Challenge: Would you transcribe the whole listing exactly, minus its pictures?

○ ○ ○

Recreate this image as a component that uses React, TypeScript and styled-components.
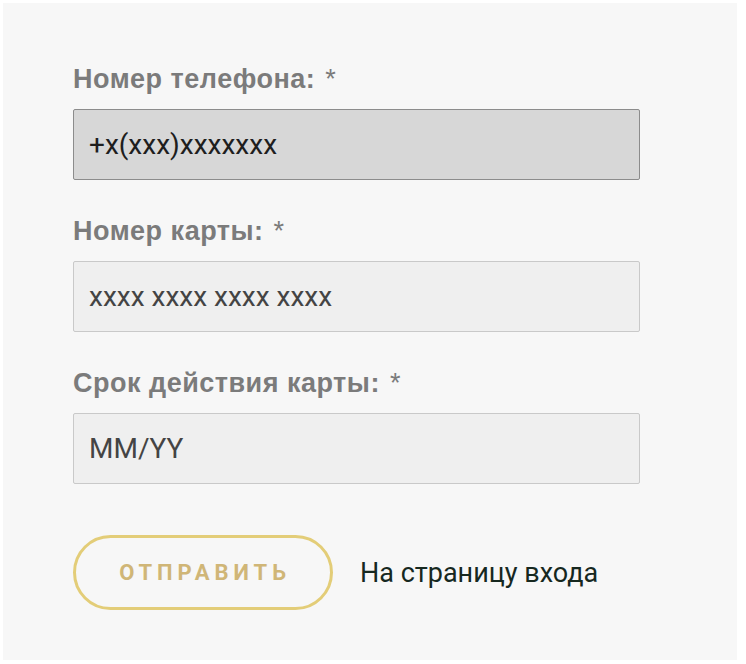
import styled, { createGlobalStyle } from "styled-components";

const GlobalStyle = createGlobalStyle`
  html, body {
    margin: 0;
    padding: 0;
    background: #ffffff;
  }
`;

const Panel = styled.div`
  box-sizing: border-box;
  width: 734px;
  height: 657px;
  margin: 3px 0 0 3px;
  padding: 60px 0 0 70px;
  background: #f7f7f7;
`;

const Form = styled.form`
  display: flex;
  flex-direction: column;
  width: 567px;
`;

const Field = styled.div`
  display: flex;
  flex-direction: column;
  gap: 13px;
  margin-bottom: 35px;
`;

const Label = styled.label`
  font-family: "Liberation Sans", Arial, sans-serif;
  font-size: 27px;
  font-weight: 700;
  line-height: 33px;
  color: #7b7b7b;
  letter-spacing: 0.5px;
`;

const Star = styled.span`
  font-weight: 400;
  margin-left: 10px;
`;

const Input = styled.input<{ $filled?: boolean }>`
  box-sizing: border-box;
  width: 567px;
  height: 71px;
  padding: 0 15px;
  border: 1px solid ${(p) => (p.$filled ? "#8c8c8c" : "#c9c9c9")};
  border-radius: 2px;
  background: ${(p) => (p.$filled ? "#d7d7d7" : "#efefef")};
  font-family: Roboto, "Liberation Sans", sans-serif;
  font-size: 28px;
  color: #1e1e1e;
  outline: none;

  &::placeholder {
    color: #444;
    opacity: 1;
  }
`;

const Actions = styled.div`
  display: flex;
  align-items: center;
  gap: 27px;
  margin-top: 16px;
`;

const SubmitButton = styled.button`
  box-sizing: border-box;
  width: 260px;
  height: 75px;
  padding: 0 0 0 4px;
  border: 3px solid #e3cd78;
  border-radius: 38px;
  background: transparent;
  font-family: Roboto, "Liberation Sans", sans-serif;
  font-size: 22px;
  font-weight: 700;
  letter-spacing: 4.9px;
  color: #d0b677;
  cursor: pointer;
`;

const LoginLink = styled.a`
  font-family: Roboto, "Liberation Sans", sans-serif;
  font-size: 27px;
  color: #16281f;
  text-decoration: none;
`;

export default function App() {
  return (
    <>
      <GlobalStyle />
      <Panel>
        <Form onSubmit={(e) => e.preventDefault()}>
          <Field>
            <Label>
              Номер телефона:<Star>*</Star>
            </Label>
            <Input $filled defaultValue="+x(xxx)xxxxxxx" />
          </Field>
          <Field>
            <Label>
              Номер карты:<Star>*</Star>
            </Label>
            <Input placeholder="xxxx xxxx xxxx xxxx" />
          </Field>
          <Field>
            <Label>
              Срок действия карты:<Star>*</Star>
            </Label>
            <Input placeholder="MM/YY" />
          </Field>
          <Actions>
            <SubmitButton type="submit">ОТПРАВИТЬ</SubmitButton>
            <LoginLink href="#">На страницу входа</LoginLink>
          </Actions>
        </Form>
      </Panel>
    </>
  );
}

○ ○ ○

Result of the exercise:
Recreate this image as a component that uses React, TypeScript and styled-components.
import styled, { createGlobalStyle } from "styled-components";

const GlobalStyle = createGlobalStyle`
  html, body {
    margin: 0;
    padding: 0;
    background: #ffffff;
  }
`;

const Panel = styled.div`
  box-sizing: border-box;
  width: 734px;
  height: 657px;
  margin: 3px 0 0 3px;
  padding: 60px 0 0 70px;
  background: #f7f7f7;
`;

const Form = styled.form`
  display: flex;
  flex-direction: column;
  width: 567px;
`;

const Field = styled.div`
  display: flex;
  flex-direction: column;
  gap: 13px;
  margin-bottom: 35px;
`;

const Label = styled.label`
  font-family: "Liberation Sans", Arial, sans-serif;
  font-size: 27px;
  font-weight: 700;
  line-height: 33px;
  color: #7b7b7b;
  letter-spacing: 0.5px;
`;

const Star = styled.span`
  font-weight: 400;
  margin-left: 10px;
`;

const Input = styled.input<{ $filled?: boolean }>`
  box-sizing: border-box;
  width: 567px;
  height: 71px;
  padding: 0 15px;
  border: 1px solid ${(p) => (p.$filled ? "#8c8c8c" : "#c9c9c9")};
  border-radius: 2px;
  background: ${(p) => (p.$filled ? "#d7d7d7" : "#efefef")};
  font-family: Roboto, "Liberation Sans", sans-serif;
  font-size: 28px;
  color: #1e1e1e;
  outline: none;

  &::placeholder {
    color: #444;
    opacity: 1;
  }
`;

const Actions = styled.div`
  display: flex;
  align-items: center;
  gap: 27px;
  margin-top: 16px;
`;

const SubmitButton = styled.button`
  box-sizing: border-box;
  width: 260px;
  height: 75px;
  padding: 0 0 0 4px;
  border: 3px solid #e3cd78;
  border-radius: 38px;
  background: transparent;
  font-family: Roboto, "Liberation Sans", sans-serif;
  font-size: 22px;
  font-weight: 700;
  letter-spacing: 4.9px;
  color: #d0b677;
  cursor: pointer;
`;

const LoginLink = styled.a`
  font-family: Roboto, "Liberation Sans", sans-serif;
  font-size: 27px;
  color: #16281f;
  text-decoration: none;
`;

export default function App() {
  return (
    <>
      <GlobalStyle />
      <Panel>
        <Form onSubmit={(e) => e.preventDefault()}>
          <Field>
            <Label>
              Номер телефона:<Star>*</Star>
            </Label>
            <Input $filled defaultValue="+x(xxx)xxxxxxx" />
          </Field>
          <Field>
            <Label>
              Номер карты:<Star>*</Star>
            </Label>
            <Input placeholder="xxxx xxxx xxxx xxxx" />
          </Field>
          <Field>
            <Label>
              Срок действия карты:<Star>*</Star>
            </Label>
            <Input placeholder="MM/YY" />
          </Field>
          <Actions>
            <SubmitButton type="submit">ОТПРАВИТЬ</SubmitButton>
            <LoginLink href="#">На страницу входа</LoginLink>
          </Actions>
        </Form>
      </Panel>
    </>
  );
}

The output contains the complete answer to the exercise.